Staples Go Tax-Free: Direct Consumer Benefit
Adding to the good news, certain essential foods have been moved to a zero-tax bracket. Products including paneer (chhena), UHT milk, chapati, roti, khakra, and pizza bread will now be tax-free. This measure not only reduces household expenses but also eases the compliance burden on small-scale producers, who were previously struggling with paperwork and thin profit margins.
By removing GST on everyday staples, the Council has signalled its intent to protect the affordability of basic nutrition, ensuring that households across socio-economic segments feel the benefits.
Beverages Face the Heat: 40% GST
On the flip side, the beverage industry has been hit hard. Carbonated soft drinks, sugar-sweetened beverages, and caffeinated energy drinks will now attract a steep 40% GST. Policymakers have justified this hike on health grounds, aiming to curb excessive sugar consumption while bolstering government revenue.
For beverage manufacturers, the change presents a significant hurdle. Companies will have to decide whether to absorb part of the cost increase or pass it on to consumers, risking a fall in demand. Some global players are already considering reformulation of products, reducing sugar content to reposition offerings within healthier segments. While this could align with rising consumer awareness around wellness, it also requires major investment and strategic repositioning.
Clarity Over Classification
One of the most persistent issues under the earlier system was the confusion over classification, with disputes about whether items such as popcorn, paranthas, or paneer should be taxed differently when packaged versus loose. The two-tier structure eliminates such inconsistencies, creating a uniform and predictable framework.
For retailers and SMEs in the F&B space, this simplification will significantly cut down on litigation, compliance costs, and administrative delays. It will also encourage smoother supply chain operations.

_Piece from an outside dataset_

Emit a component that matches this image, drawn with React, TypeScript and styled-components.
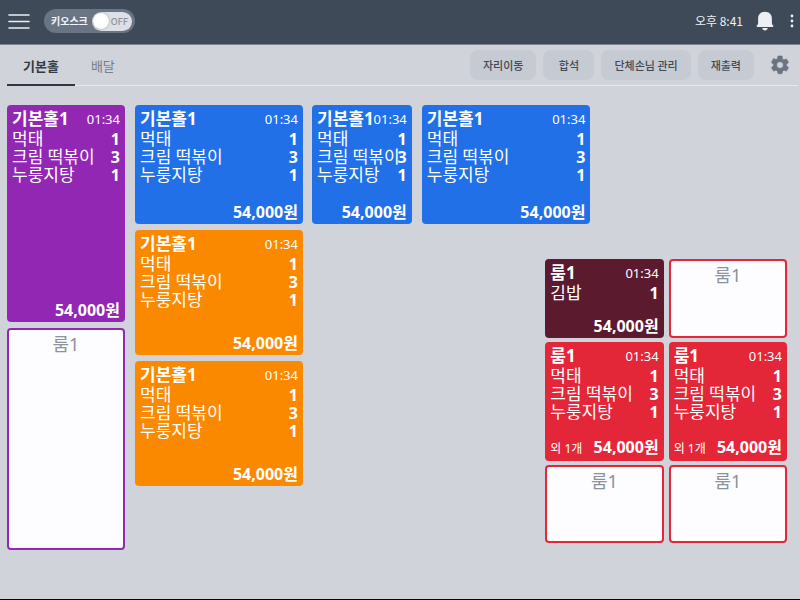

“We welcome the government’s bold and progressive GST reforms, which will certainly boost domestic consumption and propel economic growth. Consumption and packaging are directly correlated, and we expect a significant uptick in demand for packaging. With affordability driving growth, we anticipate a surge in smaller and more convenient pack sizes, along with a stronger push for sustainable and recyclable packaging solutions. We see this as an opportunity to partner more effectively with FMCG brands by delivering innovative, high-quality, and eco-friendly packaging that reaches millions of households across India.”Mr. Rajesh Bhatia, Group President (Finance & Accounts) and CFO, UFlex Limited
Reactions from Industry
The broader packaged food sector has welcomed the decision wholeheartedly, citing a boost to affordability, innovation, and expansion. Retailers too are optimistic, anticipating higher consumer demand in the months ahead.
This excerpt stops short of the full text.